If a holy man had electrified the public with his miracles, Dr. Dabholkar, a former physician, would duplicate the miracles and explain, step by step, how they were performed. If a sorcerer had amassed a fortune treating infertility, he would arrange a sting operation to unmask the man as a fraud. His goal was to drive a scientist’s skepticism into the heart of India, a country still teeming with gurus, babas, astrologers, godmen and other mystical entrepreneurs.
That mission ended Tuesday, when two men ran up behind Dr. Dabholkar, 67, as he crossed a bridge, shot him at point-blank range, then jumped onto a motorbike and disappeared into the traffic coursing through this city.
Dr. Dabholkar’s killing is the latest episode in a millenniums-old wrestling match between traditionalists and reformers in India. When detectives began putting together a list of Dr. Dabholkar’s enemies, they found that it was long. He had received threats from Hindu far-right groups, been beaten by followers of angry gurus and challenged by councils upholding archaic caste laws. His home state, Maharashtra, was considering legislation he had promoted for 14 years, banning a list of practices like animal sacrifice, the magical treatment of snake bites and the sale of magic stones.
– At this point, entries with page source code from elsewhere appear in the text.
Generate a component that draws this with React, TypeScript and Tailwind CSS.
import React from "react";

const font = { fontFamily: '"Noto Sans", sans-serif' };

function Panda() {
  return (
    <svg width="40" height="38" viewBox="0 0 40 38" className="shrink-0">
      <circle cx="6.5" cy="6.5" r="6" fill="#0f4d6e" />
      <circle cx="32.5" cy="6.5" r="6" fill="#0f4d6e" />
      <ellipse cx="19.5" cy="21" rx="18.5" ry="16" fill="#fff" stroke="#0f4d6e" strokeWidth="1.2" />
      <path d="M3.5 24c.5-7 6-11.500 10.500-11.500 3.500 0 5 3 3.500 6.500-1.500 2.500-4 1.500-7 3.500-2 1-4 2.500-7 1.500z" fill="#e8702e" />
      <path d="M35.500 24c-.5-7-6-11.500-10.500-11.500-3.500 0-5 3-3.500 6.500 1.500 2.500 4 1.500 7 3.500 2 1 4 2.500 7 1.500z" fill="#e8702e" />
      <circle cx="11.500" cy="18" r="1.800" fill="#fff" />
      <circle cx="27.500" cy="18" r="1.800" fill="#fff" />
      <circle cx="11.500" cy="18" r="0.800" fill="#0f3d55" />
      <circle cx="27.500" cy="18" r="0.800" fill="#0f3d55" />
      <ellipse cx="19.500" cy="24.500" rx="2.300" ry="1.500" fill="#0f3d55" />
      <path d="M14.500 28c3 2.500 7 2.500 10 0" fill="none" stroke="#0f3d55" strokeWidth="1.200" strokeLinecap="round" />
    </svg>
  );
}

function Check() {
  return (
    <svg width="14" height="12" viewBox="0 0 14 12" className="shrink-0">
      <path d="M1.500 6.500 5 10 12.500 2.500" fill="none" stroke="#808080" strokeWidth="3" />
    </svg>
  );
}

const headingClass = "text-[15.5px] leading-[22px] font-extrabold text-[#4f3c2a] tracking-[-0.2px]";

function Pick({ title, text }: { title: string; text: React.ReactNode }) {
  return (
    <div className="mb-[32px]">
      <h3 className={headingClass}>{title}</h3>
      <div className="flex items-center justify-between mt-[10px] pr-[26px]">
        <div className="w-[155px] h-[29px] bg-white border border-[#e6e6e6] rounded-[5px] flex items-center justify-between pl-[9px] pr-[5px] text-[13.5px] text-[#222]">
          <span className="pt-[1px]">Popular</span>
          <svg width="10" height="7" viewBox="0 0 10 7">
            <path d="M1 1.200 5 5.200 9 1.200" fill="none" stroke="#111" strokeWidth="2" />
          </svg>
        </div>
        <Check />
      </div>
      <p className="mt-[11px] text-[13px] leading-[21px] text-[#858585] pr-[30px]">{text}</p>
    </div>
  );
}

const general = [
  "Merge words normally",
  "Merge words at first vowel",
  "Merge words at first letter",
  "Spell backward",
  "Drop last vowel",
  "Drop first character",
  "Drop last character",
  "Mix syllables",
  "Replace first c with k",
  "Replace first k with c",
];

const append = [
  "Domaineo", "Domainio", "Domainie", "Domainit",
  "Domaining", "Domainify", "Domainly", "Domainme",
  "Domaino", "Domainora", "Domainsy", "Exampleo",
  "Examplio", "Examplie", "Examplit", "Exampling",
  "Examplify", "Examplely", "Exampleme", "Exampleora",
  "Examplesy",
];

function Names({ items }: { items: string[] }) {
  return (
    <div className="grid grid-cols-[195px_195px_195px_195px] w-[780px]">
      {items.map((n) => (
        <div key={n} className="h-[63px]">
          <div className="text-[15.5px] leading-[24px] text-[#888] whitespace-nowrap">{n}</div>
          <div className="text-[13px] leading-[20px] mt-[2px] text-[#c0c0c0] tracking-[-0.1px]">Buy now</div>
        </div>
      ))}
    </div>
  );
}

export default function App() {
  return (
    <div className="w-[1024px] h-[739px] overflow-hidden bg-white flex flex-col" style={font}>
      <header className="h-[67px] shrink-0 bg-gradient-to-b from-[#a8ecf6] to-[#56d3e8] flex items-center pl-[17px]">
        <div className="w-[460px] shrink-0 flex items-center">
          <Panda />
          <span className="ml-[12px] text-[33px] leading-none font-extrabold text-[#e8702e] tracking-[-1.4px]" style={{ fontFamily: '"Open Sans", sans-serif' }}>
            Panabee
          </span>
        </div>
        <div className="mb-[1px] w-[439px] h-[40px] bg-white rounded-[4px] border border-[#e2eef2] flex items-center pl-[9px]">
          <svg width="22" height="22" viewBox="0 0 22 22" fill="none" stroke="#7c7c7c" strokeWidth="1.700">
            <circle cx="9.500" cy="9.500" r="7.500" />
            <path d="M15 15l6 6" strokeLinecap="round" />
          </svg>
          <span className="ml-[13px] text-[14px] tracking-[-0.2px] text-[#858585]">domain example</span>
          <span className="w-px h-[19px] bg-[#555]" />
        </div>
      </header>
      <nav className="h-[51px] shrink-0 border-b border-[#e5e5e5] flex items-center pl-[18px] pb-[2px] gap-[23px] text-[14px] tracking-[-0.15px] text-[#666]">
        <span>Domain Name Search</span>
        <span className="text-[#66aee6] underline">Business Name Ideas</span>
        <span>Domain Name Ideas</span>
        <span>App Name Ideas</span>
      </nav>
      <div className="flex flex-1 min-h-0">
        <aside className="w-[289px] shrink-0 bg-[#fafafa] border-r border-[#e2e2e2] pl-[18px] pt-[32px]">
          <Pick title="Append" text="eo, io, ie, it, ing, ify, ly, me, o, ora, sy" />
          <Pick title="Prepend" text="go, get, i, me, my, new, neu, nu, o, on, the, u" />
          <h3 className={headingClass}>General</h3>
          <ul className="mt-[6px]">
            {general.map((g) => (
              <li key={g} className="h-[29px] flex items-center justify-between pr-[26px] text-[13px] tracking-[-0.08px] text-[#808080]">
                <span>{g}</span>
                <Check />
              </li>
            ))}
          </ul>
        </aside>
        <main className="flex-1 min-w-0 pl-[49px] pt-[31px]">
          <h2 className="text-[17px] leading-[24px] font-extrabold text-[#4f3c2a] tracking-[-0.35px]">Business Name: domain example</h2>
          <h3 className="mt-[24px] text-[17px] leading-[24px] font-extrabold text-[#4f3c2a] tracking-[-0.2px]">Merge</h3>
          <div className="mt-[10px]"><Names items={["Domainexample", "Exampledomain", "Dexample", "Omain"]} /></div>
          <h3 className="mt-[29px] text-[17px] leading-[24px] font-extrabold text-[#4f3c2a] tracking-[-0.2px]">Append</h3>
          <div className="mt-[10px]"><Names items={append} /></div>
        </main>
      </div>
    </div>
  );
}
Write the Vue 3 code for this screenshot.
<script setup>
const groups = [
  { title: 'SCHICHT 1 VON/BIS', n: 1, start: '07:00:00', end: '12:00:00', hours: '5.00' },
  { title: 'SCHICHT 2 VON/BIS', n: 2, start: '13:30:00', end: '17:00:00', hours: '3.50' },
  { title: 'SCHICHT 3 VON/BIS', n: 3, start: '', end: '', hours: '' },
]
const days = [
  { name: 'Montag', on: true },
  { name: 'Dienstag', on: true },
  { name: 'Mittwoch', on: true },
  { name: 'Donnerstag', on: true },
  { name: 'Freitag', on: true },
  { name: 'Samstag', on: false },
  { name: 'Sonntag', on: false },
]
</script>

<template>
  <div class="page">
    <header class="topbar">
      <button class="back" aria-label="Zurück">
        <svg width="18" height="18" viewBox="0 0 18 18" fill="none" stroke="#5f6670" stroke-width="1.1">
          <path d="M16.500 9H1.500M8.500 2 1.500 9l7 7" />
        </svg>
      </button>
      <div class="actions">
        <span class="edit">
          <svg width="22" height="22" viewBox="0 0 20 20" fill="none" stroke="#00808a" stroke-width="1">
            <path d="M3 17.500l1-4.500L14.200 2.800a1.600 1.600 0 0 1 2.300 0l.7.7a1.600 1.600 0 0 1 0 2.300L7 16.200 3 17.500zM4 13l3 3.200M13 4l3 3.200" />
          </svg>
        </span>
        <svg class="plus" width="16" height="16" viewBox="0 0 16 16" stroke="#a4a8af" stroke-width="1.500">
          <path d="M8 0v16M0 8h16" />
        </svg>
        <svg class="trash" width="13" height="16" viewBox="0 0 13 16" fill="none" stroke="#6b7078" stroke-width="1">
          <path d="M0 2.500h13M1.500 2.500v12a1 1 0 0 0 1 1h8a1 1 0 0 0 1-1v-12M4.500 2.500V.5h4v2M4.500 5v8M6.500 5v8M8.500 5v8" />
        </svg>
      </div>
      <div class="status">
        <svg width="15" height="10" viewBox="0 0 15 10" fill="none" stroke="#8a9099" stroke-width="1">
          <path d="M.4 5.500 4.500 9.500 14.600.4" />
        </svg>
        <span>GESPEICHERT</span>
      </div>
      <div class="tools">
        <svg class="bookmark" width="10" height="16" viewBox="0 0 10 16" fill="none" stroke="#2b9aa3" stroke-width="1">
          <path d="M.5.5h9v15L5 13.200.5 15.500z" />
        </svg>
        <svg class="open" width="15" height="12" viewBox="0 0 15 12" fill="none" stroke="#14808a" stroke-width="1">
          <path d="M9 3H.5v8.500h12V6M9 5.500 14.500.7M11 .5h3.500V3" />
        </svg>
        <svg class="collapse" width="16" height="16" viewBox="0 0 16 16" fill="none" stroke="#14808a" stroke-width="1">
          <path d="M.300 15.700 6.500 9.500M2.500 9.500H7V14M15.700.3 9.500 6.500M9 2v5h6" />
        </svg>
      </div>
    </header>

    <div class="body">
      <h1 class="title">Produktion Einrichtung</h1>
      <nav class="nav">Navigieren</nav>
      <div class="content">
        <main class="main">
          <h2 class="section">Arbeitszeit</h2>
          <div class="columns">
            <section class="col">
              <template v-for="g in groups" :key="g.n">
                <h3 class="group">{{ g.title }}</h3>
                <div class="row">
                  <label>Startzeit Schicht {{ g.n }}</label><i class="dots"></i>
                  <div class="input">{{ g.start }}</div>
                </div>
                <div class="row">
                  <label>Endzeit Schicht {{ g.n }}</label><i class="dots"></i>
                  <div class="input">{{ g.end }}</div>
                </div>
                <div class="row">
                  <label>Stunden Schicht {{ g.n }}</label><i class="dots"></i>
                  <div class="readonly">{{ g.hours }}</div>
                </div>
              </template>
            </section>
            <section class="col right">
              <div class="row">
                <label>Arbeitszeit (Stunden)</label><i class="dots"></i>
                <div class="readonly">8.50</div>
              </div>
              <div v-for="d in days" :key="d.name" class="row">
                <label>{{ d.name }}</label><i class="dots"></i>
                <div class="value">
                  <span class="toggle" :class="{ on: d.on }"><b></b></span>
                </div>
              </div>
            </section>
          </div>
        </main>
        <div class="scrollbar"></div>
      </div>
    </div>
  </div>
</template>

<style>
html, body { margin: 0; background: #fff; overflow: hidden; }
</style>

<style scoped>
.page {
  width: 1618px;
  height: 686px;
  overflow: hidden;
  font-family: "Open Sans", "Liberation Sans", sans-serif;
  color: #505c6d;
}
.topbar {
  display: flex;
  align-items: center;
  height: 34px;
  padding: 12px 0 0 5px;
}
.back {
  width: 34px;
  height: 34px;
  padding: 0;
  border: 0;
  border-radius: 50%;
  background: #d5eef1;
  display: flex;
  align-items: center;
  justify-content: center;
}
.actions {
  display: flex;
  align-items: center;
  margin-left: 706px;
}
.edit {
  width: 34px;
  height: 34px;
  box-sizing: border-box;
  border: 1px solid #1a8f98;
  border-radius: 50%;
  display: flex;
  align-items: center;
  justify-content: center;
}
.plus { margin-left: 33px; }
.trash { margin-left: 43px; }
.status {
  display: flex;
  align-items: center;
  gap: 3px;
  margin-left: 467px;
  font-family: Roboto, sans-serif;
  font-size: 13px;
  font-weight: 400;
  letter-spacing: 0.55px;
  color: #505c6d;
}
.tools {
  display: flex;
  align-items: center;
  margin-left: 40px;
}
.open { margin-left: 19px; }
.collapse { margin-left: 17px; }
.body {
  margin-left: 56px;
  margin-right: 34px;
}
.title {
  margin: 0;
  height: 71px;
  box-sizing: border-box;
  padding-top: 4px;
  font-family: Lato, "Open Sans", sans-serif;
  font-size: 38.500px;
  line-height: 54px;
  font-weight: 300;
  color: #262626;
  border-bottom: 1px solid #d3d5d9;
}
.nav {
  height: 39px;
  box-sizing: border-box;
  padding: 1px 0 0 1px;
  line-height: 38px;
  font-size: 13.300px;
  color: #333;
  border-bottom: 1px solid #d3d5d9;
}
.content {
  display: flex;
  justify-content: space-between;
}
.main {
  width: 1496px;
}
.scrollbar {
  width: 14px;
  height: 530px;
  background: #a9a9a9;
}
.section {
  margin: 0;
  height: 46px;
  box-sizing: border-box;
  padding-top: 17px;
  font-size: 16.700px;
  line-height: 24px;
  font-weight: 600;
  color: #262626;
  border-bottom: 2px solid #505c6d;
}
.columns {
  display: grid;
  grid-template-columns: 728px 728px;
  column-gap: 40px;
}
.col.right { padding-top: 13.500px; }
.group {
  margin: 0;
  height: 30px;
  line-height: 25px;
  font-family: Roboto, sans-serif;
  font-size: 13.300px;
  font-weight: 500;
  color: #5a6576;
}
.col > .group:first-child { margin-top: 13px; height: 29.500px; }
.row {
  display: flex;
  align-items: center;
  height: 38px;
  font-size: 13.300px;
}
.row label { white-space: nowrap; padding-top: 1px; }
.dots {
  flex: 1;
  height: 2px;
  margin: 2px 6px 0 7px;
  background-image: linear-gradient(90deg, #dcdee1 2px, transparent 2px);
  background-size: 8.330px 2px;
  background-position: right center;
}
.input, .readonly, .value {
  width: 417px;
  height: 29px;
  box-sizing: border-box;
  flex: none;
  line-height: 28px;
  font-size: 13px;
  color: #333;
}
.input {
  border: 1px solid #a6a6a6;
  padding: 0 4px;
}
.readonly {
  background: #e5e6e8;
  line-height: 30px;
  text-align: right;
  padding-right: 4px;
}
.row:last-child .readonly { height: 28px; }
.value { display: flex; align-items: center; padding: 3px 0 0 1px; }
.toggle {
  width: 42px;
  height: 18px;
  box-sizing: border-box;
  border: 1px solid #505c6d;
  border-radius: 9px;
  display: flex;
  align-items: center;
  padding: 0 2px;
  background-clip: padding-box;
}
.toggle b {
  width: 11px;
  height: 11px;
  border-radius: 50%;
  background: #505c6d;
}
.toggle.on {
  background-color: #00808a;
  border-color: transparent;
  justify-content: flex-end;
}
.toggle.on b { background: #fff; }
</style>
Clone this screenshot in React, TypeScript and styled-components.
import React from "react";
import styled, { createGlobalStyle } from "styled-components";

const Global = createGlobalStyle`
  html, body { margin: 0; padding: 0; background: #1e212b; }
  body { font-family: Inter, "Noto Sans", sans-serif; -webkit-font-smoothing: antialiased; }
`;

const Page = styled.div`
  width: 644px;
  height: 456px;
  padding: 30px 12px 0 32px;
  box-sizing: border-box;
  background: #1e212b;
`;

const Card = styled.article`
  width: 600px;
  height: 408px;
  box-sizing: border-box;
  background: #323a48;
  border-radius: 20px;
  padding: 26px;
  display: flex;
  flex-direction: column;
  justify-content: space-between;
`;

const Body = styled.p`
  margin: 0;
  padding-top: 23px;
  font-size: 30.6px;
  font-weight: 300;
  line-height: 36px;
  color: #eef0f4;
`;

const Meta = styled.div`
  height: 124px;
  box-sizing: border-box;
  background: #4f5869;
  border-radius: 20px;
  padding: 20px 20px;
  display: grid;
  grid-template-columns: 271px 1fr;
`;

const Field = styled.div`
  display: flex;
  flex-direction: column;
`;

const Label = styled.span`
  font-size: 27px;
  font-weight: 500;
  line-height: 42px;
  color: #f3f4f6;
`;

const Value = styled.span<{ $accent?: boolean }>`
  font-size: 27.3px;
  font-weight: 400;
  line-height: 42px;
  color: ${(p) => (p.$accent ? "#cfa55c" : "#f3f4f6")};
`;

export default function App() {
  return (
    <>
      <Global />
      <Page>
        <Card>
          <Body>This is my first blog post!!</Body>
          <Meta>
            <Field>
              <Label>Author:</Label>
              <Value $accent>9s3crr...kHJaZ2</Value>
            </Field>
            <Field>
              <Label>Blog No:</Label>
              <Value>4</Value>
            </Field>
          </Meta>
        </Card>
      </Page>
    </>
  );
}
Several FTB bloggers — Avicenna, Taslima, the Nirmukta folks — live in India. Taslima has long been the victim of death threats, both there and in other countries, and we should not forget the plight of Sanal Edamaruku, who is still exiled from his home at the threat of being arrested on blasphemy charges. American skeptics may often be met with a hostile culture, but nothing like this. These people are risking their lives and their freedom by standing up for rationality.